[Saved entries]
------------------------------------
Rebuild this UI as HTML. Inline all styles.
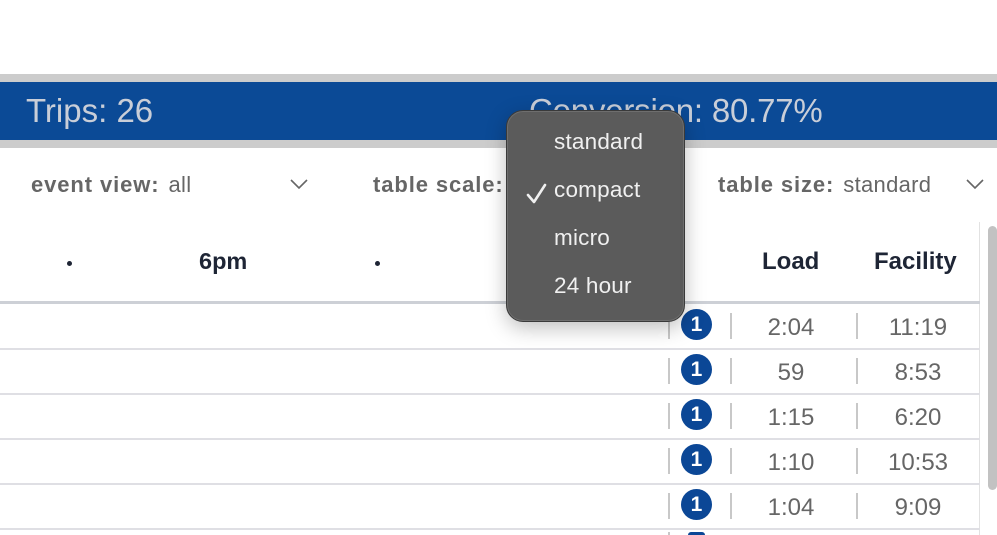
<!DOCTYPE html>
<html><head><meta charset="utf-8"><style>
*{margin:0;padding:0;box-sizing:border-box}
html,body{width:997px;height:535px;overflow:hidden}
body{background:#fff;font-family:"Liberation Sans",Helvetica,Arial,sans-serif}
#w{position:relative;width:997px;height:535px;overflow:hidden}
.a{position:absolute}
.hl{left:0;width:980px;height:2px;background:#dfdfe4}
.vs{width:2px;height:26px;background:#c8c8c8}
.num{font-size:24px;color:#666;text-align:center;width:120px}
.badge{width:31px;height:31px;border-radius:50%;background:#0b4796;color:#fff;font-weight:bold;font-size:21px;text-align:center;line-height:31px}
.lbl{font-size:22px;color:#666;top:172px;white-space:nowrap}
.lbl b{font-weight:bold;letter-spacing:0.9px}
.lbl span{font-weight:normal;margin-left:9px;letter-spacing:0.3px}
.chev{top:178px}
.mi{position:absolute;left:47px;font-size:22.5px;color:#f0f0f0;letter-spacing:0.2px}
.hd{font-weight:bold;color:#1e2535;top:248px}
</style></head><body><div id="w">
<div class="a" style="left:0;top:74px;width:997px;height:8px;background:#cccccc"></div>
<div class="a" style="left:0;top:82px;width:997px;height:58px;background:#0b4a96"></div>
<div class="a" style="left:0;top:140px;width:997px;height:8px;background:#cccccc"></div>
<div class="a" style="left:26px;top:92px;font-size:33px;color:#c9ced8">Trips: 26</div>
<div class="a" style="left:529px;top:92px;font-size:33px;color:#c9ced8;letter-spacing:-0.2px">Conversion: 80.77%</div>

<div class="a lbl" style="left:31px"><b>event view:</b><span>all</span></div>
<svg class="a chev" style="left:290px" width="18" height="12"><path d="M1 2 L9 10 L17 2" stroke="#666" stroke-width="1.6" fill="none"/></svg>
<div class="a lbl" style="left:373px"><b>table scale:</b></div>
<div class="a lbl" style="left:718px"><b>table size:</b><span>standard</span></div>
<svg class="a chev" style="left:966px" width="18" height="12"><path d="M1 2 L9 10 L17 2" stroke="#666" stroke-width="1.6" fill="none"/></svg>

<div class="a" style="left:979px;top:222px;width:1px;height:313px;background:#e2e2e2"></div>
<div class="a" style="left:988px;top:226px;width:9px;height:264px;border-radius:5px;background:#c2c2c2"></div>

<div class="a" style="left:67px;top:261px;width:5px;height:5px;border-radius:50%;background:#1e2535"></div>
<div class="a" style="left:375px;top:261px;width:5px;height:5px;border-radius:50%;background:#1e2535"></div>
<div class="a hd" style="left:199px;font-size:23.5px">6pm</div>
<div class="a hd" style="left:762px;font-size:24px">Load</div>
<div class="a hd" style="left:874px;font-size:24px">Facility</div>
<div class="a" style="left:0;top:301px;width:980px;height:3px;background:#cdd0d6"></div>

<div class="a hl" style="top:348px"></div>
<div class="a hl" style="top:393px"></div>
<div class="a hl" style="top:438px"></div>
<div class="a hl" style="top:483px"></div>
<div class="a hl" style="top:528px"></div>

<div class="a vs" style="left:668px;top:313px"></div><div class="a vs" style="left:730px;top:313px"></div><div class="a vs" style="left:856px;top:313px"></div>
<div class="a vs" style="left:668px;top:358px"></div><div class="a vs" style="left:730px;top:358px"></div><div class="a vs" style="left:856px;top:358px"></div>
<div class="a vs" style="left:668px;top:403px"></div><div class="a vs" style="left:730px;top:403px"></div><div class="a vs" style="left:856px;top:403px"></div>
<div class="a vs" style="left:668px;top:448px"></div><div class="a vs" style="left:730px;top:448px"></div><div class="a vs" style="left:856px;top:448px"></div>
<div class="a vs" style="left:668px;top:493px"></div><div class="a vs" style="left:730px;top:493px"></div><div class="a vs" style="left:856px;top:493px"></div>
<div class="a vs" style="left:668px;top:532px;height:3px"></div>

<div class="a badge" style="left:681px;top:309px">1</div>
<div class="a badge" style="left:681px;top:354px">1</div>
<div class="a badge" style="left:681px;top:399px">1</div>
<div class="a badge" style="left:681px;top:444px">1</div>
<div class="a badge" style="left:681px;top:489px">1</div>
<div class="a" style="left:688px;top:532px;width:17px;height:3px;border-radius:8px 8px 0 0;background:#0b4796"></div>

<div class="a num" style="left:731px;top:314px">2:04</div><div class="a num" style="left:858px;top:314px">11:19</div>
<div class="a num" style="left:731px;top:359px">59</div><div class="a num" style="left:858px;top:359px">8:53</div>
<div class="a num" style="left:731px;top:404px">1:15</div><div class="a num" style="left:858px;top:404px">6:20</div>
<div class="a num" style="left:731px;top:449px">1:10</div><div class="a num" style="left:858px;top:449px">10:53</div>
<div class="a num" style="left:731px;top:494px">1:04</div><div class="a num" style="left:858px;top:494px">9:09</div>

<div class="a" style="left:506px;top:110px;width:179px;height:212px;border-radius:17px;background:#5b5b5b;border:1.5px solid #3a3a3a;box-shadow:0 6px 20px rgba(0,0,0,0.25),inset 0 0 0 1px rgba(255,255,255,0.12)">
  <div class="mi" style="top:18px">standard</div>
  <div class="mi" style="top:66px">compact</div>
  <svg class="a" style="left:19px;top:72px" width="22" height="22"><path d="M2 12 L8 19 L19 2" stroke="#f0f0f0" stroke-width="2.6" fill="none" stroke-linecap="round" stroke-linejoin="round"/></svg>
  <div class="mi" style="top:114px">micro</div>
  <div class="mi" style="top:162px">24 hour</div>
</div>
</div></body></html>
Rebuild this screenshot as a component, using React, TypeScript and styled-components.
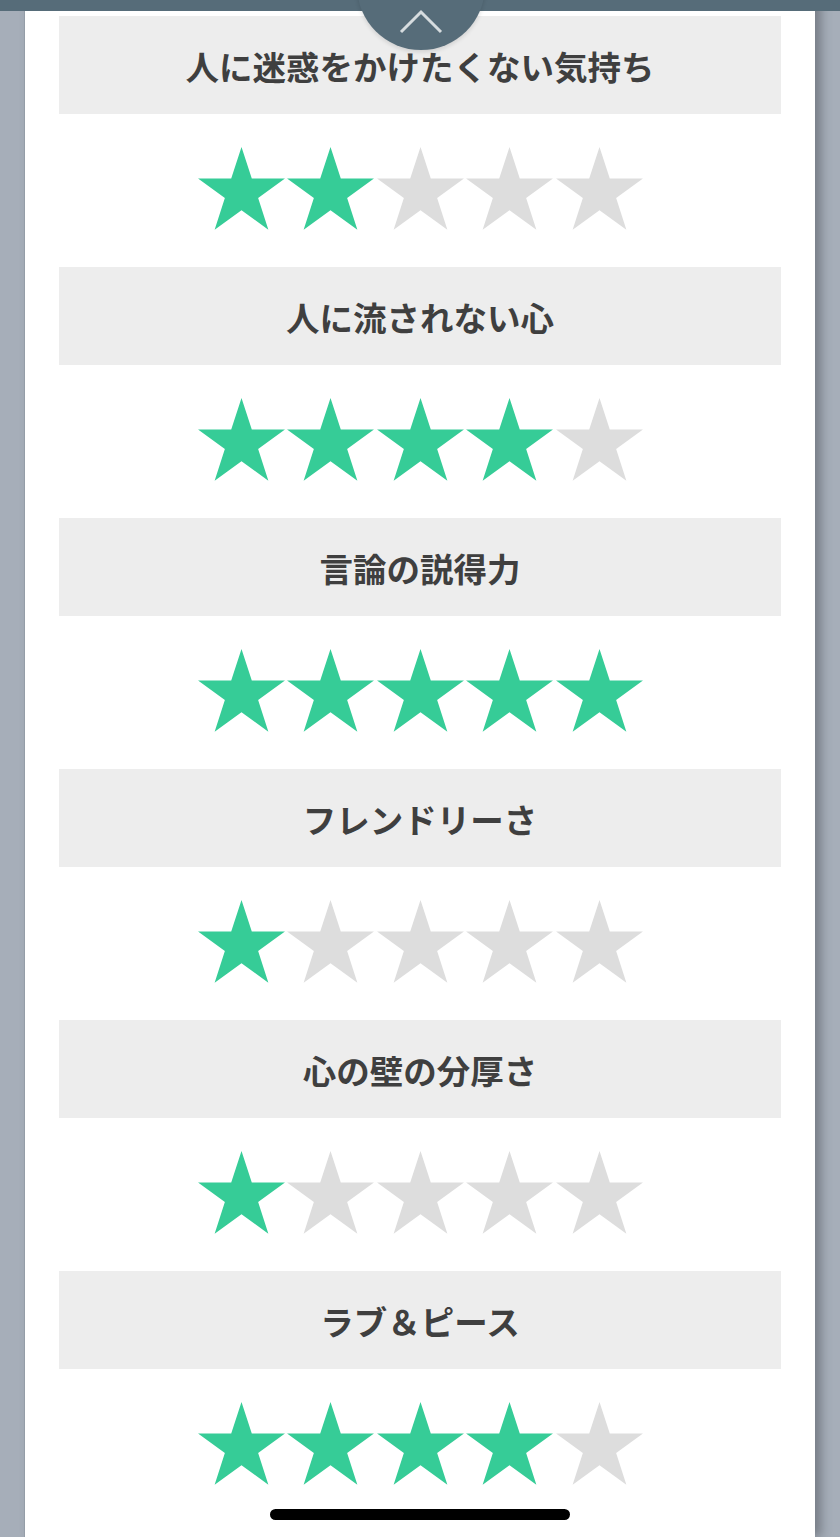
import styled, { createGlobalStyle } from 'styled-components'

const GlobalStyle = createGlobalStyle`
  html, body {
    margin: 0;
    padding: 0;
    background: #a6aeb9;
    font-family: "Noto Sans CJK JP", "Noto Sans", sans-serif;
  }
  body {
    height: 1537px;
    overflow: hidden;
  }
`

const ratings = [
  { label: '人に迷惑をかけたくない気持ち', value: 2 },
  { label: '人に流されない心', value: 4 },
  { label: '言論の説得力', value: 5 },
  { label: 'フレンドリーさ', value: 1 },
  { label: '心の壁の分厚さ', value: 1 },
  { label: 'ラブ＆ピース', value: 4 },
]

const TopBar = styled.div`
  position: fixed;
  top: 0;
  left: 0;
  right: 0;
  height: 11px;
  background: #566c79;
  z-index: 10;
`

const ScrollTab = styled.div`
  position: fixed;
  top: -78px;
  left: 357px;
  width: 128px;
  height: 128px;
  border-radius: 50%;
  background: #566c79;
  box-shadow: 0 2px 4px rgba(0, 0, 0, 0.12);
  z-index: 11;
  display: flex;
  align-items: flex-end;
  justify-content: center;
  padding-bottom: 16px;
  box-sizing: border-box;
`

const Panel = styled.main`
  margin: 0 25px;
  min-height: 1537px;
  background: #fff;
  padding: 16px 34px 0;
  box-shadow: 6px 0 10px rgba(60, 64, 70, 0.45), -1px 0 0 #9aa2ad;
  box-sizing: border-box;
`

const Section = styled.section`
  display: flex;
  flex-direction: column;
`

const Label = styled.h2`
  margin: 0;
  height: 98px;
  background: #ededed;
  display: flex;
  align-items: center;
  justify-content: center;
  font-size: 33.5px;
  font-weight: 700;
  color: #3f3f3f;
`

const StarRow = styled.div`
  height: 153px;
  display: flex;
  justify-content: center;
  align-items: flex-start;
  gap: 2.5px;
  padding-top: 33px;
  box-sizing: border-box;
`

const StarSvg = styled.svg<{ $on: boolean }>`
  width: 87px;
  height: 84px;
  fill: ${(p) => (p.$on ? '#36cc97' : '#dddddd')};
`

const HomeIndicator = styled.div`
  position: fixed;
  left: 270px;
  bottom: 17px;
  width: 300px;
  height: 11px;
  border-radius: 6px;
  background: #000;
  z-index: 10;
`

const Star = ({ on }: { on: boolean }) => {
  const pts: string[] = []
  for (let i = 0; i < 10; i++) {
    const r = i % 2 === 0 ? 45.7 : 17.5
    const a = (-90 + i * 36) * (Math.PI / 180)
    pts.push(`${(43.5 + r * Math.cos(a)).toFixed(2)},${(45.7 + r * Math.sin(a)).toFixed(2)}`)
  }
  return (
    <StarSvg $on={on} viewBox="0 0 87 84">
      <polygon points={pts.join(' ')} />
    </StarSvg>
  )
}

export default function App() {
  return (
    <>
      <GlobalStyle />
      <TopBar />
      <ScrollTab>
        <svg width="44" height="26" viewBox="0 0 44 26">
          <polyline points="2,24 22,4 42,24" fill="none" stroke="#d6dcdf" strokeWidth="3" />
        </svg>
      </ScrollTab>
      <Panel>
        {ratings.map((r) => (
          <Section key={r.label}>
            <Label>{r.label}</Label>
            <StarRow>
              {[0, 1, 2, 3, 4].map((i) => (
                <Star key={i} on={i < r.value} />
              ))}
            </StarRow>
          </Section>
        ))}
      </Panel>
      <HomeIndicator />
    </>
  )
}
------------------------------------
__WORK TO BE COMPLETED__. Identify the lines above with the word "this". Copy them.

__EXERCISE ANSWER__.
Rebuild this UI as HTML. Inline all styles.
Rebuild this screenshot as a component, using React, TypeScript and styled-components.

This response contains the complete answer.